_PROBLEM_: Skip the pictures. Repeat everything else in the records word for word.

★ ★ ★

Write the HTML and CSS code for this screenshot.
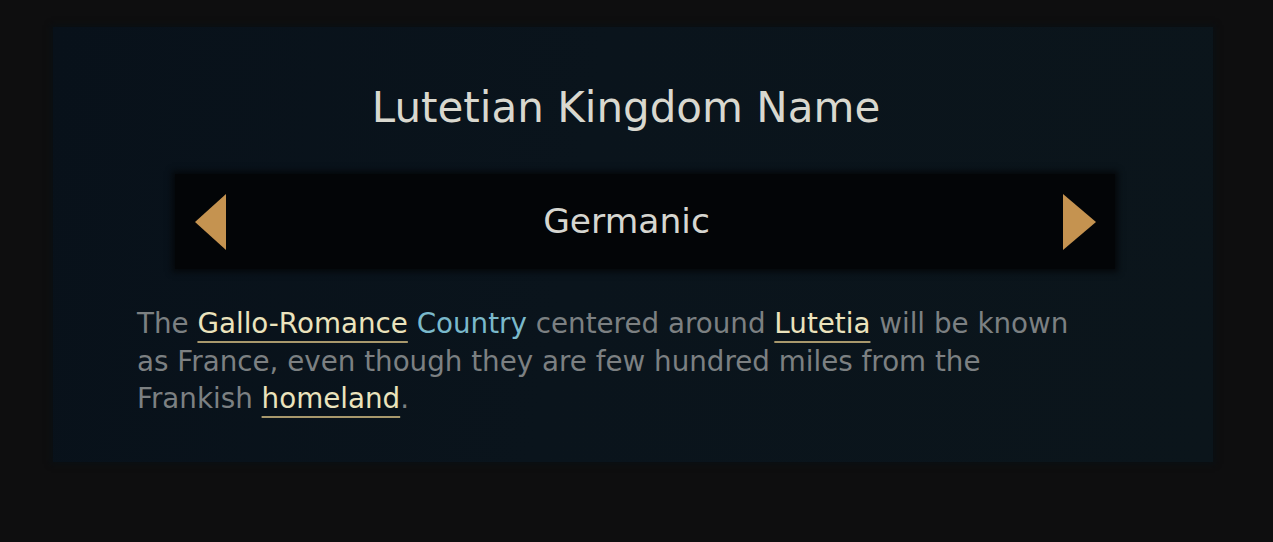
FILE: index.html
```html
<!DOCTYPE html>
<html>
<head>
	<meta charset="utf-8">
	<title>Lutetian Kingdom Name</title>
	<link rel="stylesheet" href="styles.css">
</head>
<body>

	<div class="panel">
		<h1 class="title">Lutetian Kingdom Name</h1>

		<div class="picker">
			<span class="arrow arrow-left"></span>
			<span class="picker-value">Germanic</span>
			<span class="arrow arrow-right"></span>
		</div>

		<p class="desc">The <span class="link">Gallo-Romance</span> <span class="tag">Country</span> centered around <span class="link">Lutetia</span> will be known as France, even though they are few hundred miles from the Frankish <span class="link">homeland</span>.</p>
	</div>

</body>
</html>
```

FILE: styles.css
```css
*{
    margin:0;
    padding:0;
    box-sizing: border-box;
}
body{
    background: #0e0e0f;
    font-family: "DejaVu Sans", Verdana, sans-serif;
    height: 542px;
    overflow: hidden;
}
.panel{
    margin: 27px 0 0 53px;
    width: 1160px;
    height: 435px;
    background: linear-gradient(100deg, #08111a 0%, #0a141c 45%, #0b151b 100%);
    box-shadow: 0 0 6px 2px #0a1014;
    display: flex;
    flex-direction: column;
    align-items: center;
}
.title{
    margin-top: 55px;
    margin-left: -14px;
    font-size: 42px;
    font-weight: normal;
    line-height: 52px;
    color: #d9d8cf;
}
.picker{
    margin-top: 40px;
    margin-left: 24px;
    width: 940px;
    height: 95px;
    background: #030507;
    box-shadow: 0 0 6px 3px #05080b;
    display: flex;
    align-items: center;
    justify-content: space-between;
    padding: 0 19px 0 20px;
}
.picker-value{
    font-size: 34.5px;
    color: #d6d6d0;
    margin-left: -36px;
    margin-top: -2px;
}
.arrow{
    width: 0;
    height: 0;
    border-top: 28px solid transparent;
    border-bottom: 28px solid transparent;
}
.arrow-left{
    border-right: 31px solid #c59350;
}
.arrow-right{
    border-left: 33px solid #c59350;
}
.desc{
    align-self: flex-start;
    margin: 36px 0 0 84px;
    width: 950px;
    font-size: 27.75px;
    line-height: 37.5px;
    color: #7c8082;
}
.link{
    color: #ebe3bd;
    text-decoration: underline;
    text-decoration-color: #a8986c;
    text-decoration-thickness: 2px;
    text-underline-offset: 8px;
}
.tag{
    color: #7ab9cb;
}
```
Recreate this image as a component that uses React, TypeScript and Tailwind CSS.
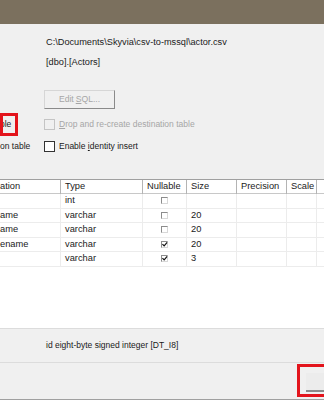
import React from 'react';

const rows = [
  { name: '', type: 'int', nullable: false, size: '' },
  { name: 'ame', type: 'varchar', nullable: false, size: '20' },
  { name: 'ame', type: 'varchar', nullable: false, size: '20' },
  { name: 'ename', type: 'varchar', nullable: true, size: '20' },
  { name: '', type: 'varchar', nullable: true, size: '3' },
];

const Box = ({ disabled = false }: { disabled?: boolean }) => (
  <div
    className={`w-[11px] h-[11px] border ${disabled ? 'border-[#c4c4c4] bg-[#f0f0f0]' : 'border-[#333] bg-white'}`}
  />
);

const MiniBox = ({ checked }: { checked: boolean }) => (
  <div className="w-[7px] h-[7px] border border-[#8c8c8c] border-r-[#d8d8d8] border-b-[#d8d8d8] bg-white relative">
    {checked && (
      <svg viewBox="0 0 7 7" className="absolute left-0 top-0 w-[6px] h-[6px]">
        <path d="M0.5 2.5 L2.5 4.5 L6 0.5" stroke="#111" strokeWidth="1.4" fill="none" />
      </svg>
    )}
  </div>
);

const cols = 'grid grid-cols-[61px_82px_44px_50px_50px_30px]';

export default function App() {
  return (
    <div className="w-[324px] h-[400px] bg-[#f0f0f0] overflow-hidden flex flex-col font-['Liberation_Sans',Arial,sans-serif] text-[#1a1a1a]">
      <div className="h-[24px] bg-[#7b705e] shrink-0" />

      <div className="flex flex-col pl-[46px] pt-[12px] text-[9.2px] leading-[13px]">
        <div className="h-[13px]">C:\Documents\Skyvia\csv-to-mssql\actor.csv</div>
        <div className="h-[13px] mt-[7px]">[dbo].[Actors]</div>
        <div className="mt-[21px] ml-[-2px] w-[71px] h-[19px] border border-[#d6d6d6] border-r-[#8a8a8a] border-b-[#8a8a8a] flex items-center justify-center text-[8.6px] text-[#a6a6a6]">
          Edit <span className="underline ml-[2px]">S</span>QL...
        </div>
      </div>

      <div className="flex items-center mt-[4px] h-[23px] text-[8.5px]">
        <div className="w-[18px] h-[23px] border-[3px] border-[#e3141c] flex items-center overflow-hidden">
          <span className="ml-[-3px]">ble</span>
        </div>
        <div className="ml-[26px] flex items-center gap-[4px] text-[#a6a6a6]">
          <Box disabled />
          <span><span className="underline">D</span>rop and re-create destination table</span>
        </div>
      </div>

      <div className="flex items-center h-[21px] text-[8.5px]">
        <div className="w-[44px] overflow-hidden whitespace-nowrap">on table</div>
        <div className="flex items-center gap-[4px]">
          <Box />
          <span>Enable <span className="underline">i</span>dentity insert</span>
        </div>
      </div>

      <div className="mt-[22px] border-t border-[#a0a0a0] bg-white h-[149px] shrink-0 text-[9.3px]">
        <div className={`${cols} h-[14px] border-b border-[#c8c8c8] items-center`}>
          {['ation', 'Type', 'Nullable', 'Size', 'Precision', 'Scale'].map((h, i) => (
            <div key={h} className={`h-full flex items-center px-[4px] border-r border-[#b4b4b4] ${i === 0 ? 'pl-0' : ''}`}>
              {h}
            </div>
          ))}
        </div>
        {rows.map((r, i) => (
          <div key={i} className={`${cols} h-[14.5px] border-b border-[#ececec]`}>
            <div className="flex items-center border-r border-[#ececec]">{r.name}</div>
            <div className="flex items-center px-[4px] border-r border-[#ececec]">{r.type}</div>
            <div className="flex items-center justify-center border-r border-[#ececec]">
              <MiniBox checked={r.nullable} />
            </div>
            <div className="flex items-center px-[4px] border-r border-[#ececec]">{r.size}</div>
            <div className="border-r border-[#ececec]" />
            <div className="border-r border-[#ececec]" />
          </div>
        ))}
      </div>

      <div className="h-[35px] border-t border-[#dcdcdc] border-b border-[#a8a8a8] flex items-center pl-[46px] text-[8.5px] shrink-0">
        id eight-byte signed integer [DT_I8]
      </div>

      <div className="flex-1 flex justify-end items-start border-b border-[#a0a0a0]">
        <div className="mt-[1px] w-[27px] h-[33px] border-[3px] border-r-0 border-[#e3141c] pl-[6px] pt-[6px]">
          <div className="h-[19px] border-b-2 border-[#8a8a8a] bg-[#ececec]" />
        </div>
      </div>
    </div>
  );
}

★ ★ ★

_COMPLETE RESPONSE_:
Write the HTML and CSS code for this screenshot.
FILE: index.html
```html
<!DOCTYPE html>
<html>
<head>
	<meta charset="utf-8">
	<title>Lutetian Kingdom Name</title>
	<link rel="stylesheet" href="styles.css">
</head>
<body>

	<div class="panel">
		<h1 class="title">Lutetian Kingdom Name</h1>

		<div class="picker">
			<span class="arrow arrow-left"></span>
			<span class="picker-value">Germanic</span>
			<span class="arrow arrow-right"></span>
		</div>

		<p class="desc">The <span class="link">Gallo-Romance</span> <span class="tag">Country</span> centered around <span class="link">Lutetia</span> will be known as France, even though they are few hundred miles from the Frankish <span class="link">homeland</span>.</p>
	</div>

</body>
</html>
```

FILE: styles.css
```css
*{
    margin:0;
    padding:0;
    box-sizing: border-box;
}
body{
    background: #0e0e0f;
    font-family: "DejaVu Sans", Verdana, sans-serif;
    height: 542px;
    overflow: hidden;
}
.panel{
    margin: 27px 0 0 53px;
    width: 1160px;
    height: 435px;
    background: linear-gradient(100deg, #08111a 0%, #0a141c 45%, #0b151b 100%);
    box-shadow: 0 0 6px 2px #0a1014;
    display: flex;
    flex-direction: column;
    align-items: center;
}
.title{
    margin-top: 55px;
    margin-left: -14px;
    font-size: 42px;
    font-weight: normal;
    line-height: 52px;
    color: #d9d8cf;
}
.picker{
    margin-top: 40px;
    margin-left: 24px;
    width: 940px;
    height: 95px;
    background: #030507;
    box-shadow: 0 0 6px 3px #05080b;
    display: flex;
    align-items: center;
    justify-content: space-between;
    padding: 0 19px 0 20px;
}
.picker-value{
    font-size: 34.5px;
    color: #d6d6d0;
    margin-left: -36px;
    margin-top: -2px;
}
.arrow{
    width: 0;
    height: 0;
    border-top: 28px solid transparent;
    border-bottom: 28px solid transparent;
}
.arrow-left{
    border-right: 31px solid #c59350;
}
.arrow-right{
    border-left: 33px solid #c59350;
}
.desc{
    align-self: flex-start;
    margin: 36px 0 0 84px;
    width: 950px;
    font-size: 27.75px;
    line-height: 37.5px;
    color: #7c8082;
}
.link{
    color: #ebe3bd;
    text-decoration: underline;
    text-decoration-color: #a8986c;
    text-decoration-thickness: 2px;
    text-underline-offset: 8px;
}
.tag{
    color: #7ab9cb;
}
```
Recreate this image as a component that uses React, TypeScript and Tailwind CSS.
import React from 'react';

const rows = [
  { name: '', type: 'int', nullable: false, size: '' },
  { name: 'ame', type: 'varchar', nullable: false, size: '20' },
  { name: 'ame', type: 'varchar', nullable: false, size: '20' },
  { name: 'ename', type: 'varchar', nullable: true, size: '20' },
  { name: '', type: 'varchar', nullable: true, size: '3' },
];

const Box = ({ disabled = false }: { disabled?: boolean }) => (
  <div
    className={`w-[11px] h-[11px] border ${disabled ? 'border-[#c4c4c4] bg-[#f0f0f0]' : 'border-[#333] bg-white'}`}
  />
);

const MiniBox = ({ checked }: { checked: boolean }) => (
  <div className="w-[7px] h-[7px] border border-[#8c8c8c] border-r-[#d8d8d8] border-b-[#d8d8d8] bg-white relative">
    {checked && (
      <svg viewBox="0 0 7 7" className="absolute left-0 top-0 w-[6px] h-[6px]">
        <path d="M0.5 2.5 L2.5 4.5 L6 0.5" stroke="#111" strokeWidth="1.4" fill="none" />
      </svg>
    )}
  </div>
);

const cols = 'grid grid-cols-[61px_82px_44px_50px_50px_30px]';

export default function App() {
  return (
    <div className="w-[324px] h-[400px] bg-[#f0f0f0] overflow-hidden flex flex-col font-['Liberation_Sans',Arial,sans-serif] text-[#1a1a1a]">
      <div className="h-[24px] bg-[#7b705e] shrink-0" />

      <div className="flex flex-col pl-[46px] pt-[12px] text-[9.2px] leading-[13px]">
        <div className="h-[13px]">C:\Documents\Skyvia\csv-to-mssql\actor.csv</div>
        <div className="h-[13px] mt-[7px]">[dbo].[Actors]</div>
        <div className="mt-[21px] ml-[-2px] w-[71px] h-[19px] border border-[#d6d6d6] border-r-[#8a8a8a] border-b-[#8a8a8a] flex items-center justify-center text-[8.6px] text-[#a6a6a6]">
          Edit <span className="underline ml-[2px]">S</span>QL...
        </div>
      </div>

      <div className="flex items-center mt-[4px] h-[23px] text-[8.5px]">
        <div className="w-[18px] h-[23px] border-[3px] border-[#e3141c] flex items-center overflow-hidden">
          <span className="ml-[-3px]">ble</span>
        </div>
        <div className="ml-[26px] flex items-center gap-[4px] text-[#a6a6a6]">
          <Box disabled />
          <span><span className="underline">D</span>rop and re-create destination table</span>
        </div>
      </div>

      <div className="flex items-center h-[21px] text-[8.5px]">
        <div className="w-[44px] overflow-hidden whitespace-nowrap">on table</div>
        <div className="flex items-center gap-[4px]">
          <Box />
          <span>Enable <span className="underline">i</span>dentity insert</span>
        </div>
      </div>

      <div className="mt-[22px] border-t border-[#a0a0a0] bg-white h-[149px] shrink-0 text-[9.3px]">
        <div className={`${cols} h-[14px] border-b border-[#c8c8c8] items-center`}>
          {['ation', 'Type', 'Nullable', 'Size', 'Precision', 'Scale'].map((h, i) => (
            <div key={h} className={`h-full flex items-center px-[4px] border-r border-[#b4b4b4] ${i === 0 ? 'pl-0' : ''}`}>
              {h}
            </div>
          ))}
        </div>
        {rows.map((r, i) => (
          <div key={i} className={`${cols} h-[14.5px] border-b border-[#ececec]`}>
            <div className="flex items-center border-r border-[#ececec]">{r.name}</div>
            <div className="flex items-center px-[4px] border-r border-[#ececec]">{r.type}</div>
            <div className="flex items-center justify-center border-r border-[#ececec]">
              <MiniBox checked={r.nullable} />
            </div>
            <div className="flex items-center px-[4px] border-r border-[#ececec]">{r.size}</div>
            <div className="border-r border-[#ececec]" />
            <div className="border-r border-[#ececec]" />
          </div>
        ))}
      </div>

      <div className="h-[35px] border-t border-[#dcdcdc] border-b border-[#a8a8a8] flex items-center pl-[46px] text-[8.5px] shrink-0">
        id eight-byte signed integer [DT_I8]
      </div>

      <div className="flex-1 flex justify-end items-start border-b border-[#a0a0a0]">
        <div className="mt-[1px] w-[27px] h-[33px] border-[3px] border-r-0 border-[#e3141c] pl-[6px] pt-[6px]">
          <div className="h-[19px] border-b-2 border-[#8a8a8a] bg-[#ececec]" />
        </div>
      </div>
    </div>
  );
}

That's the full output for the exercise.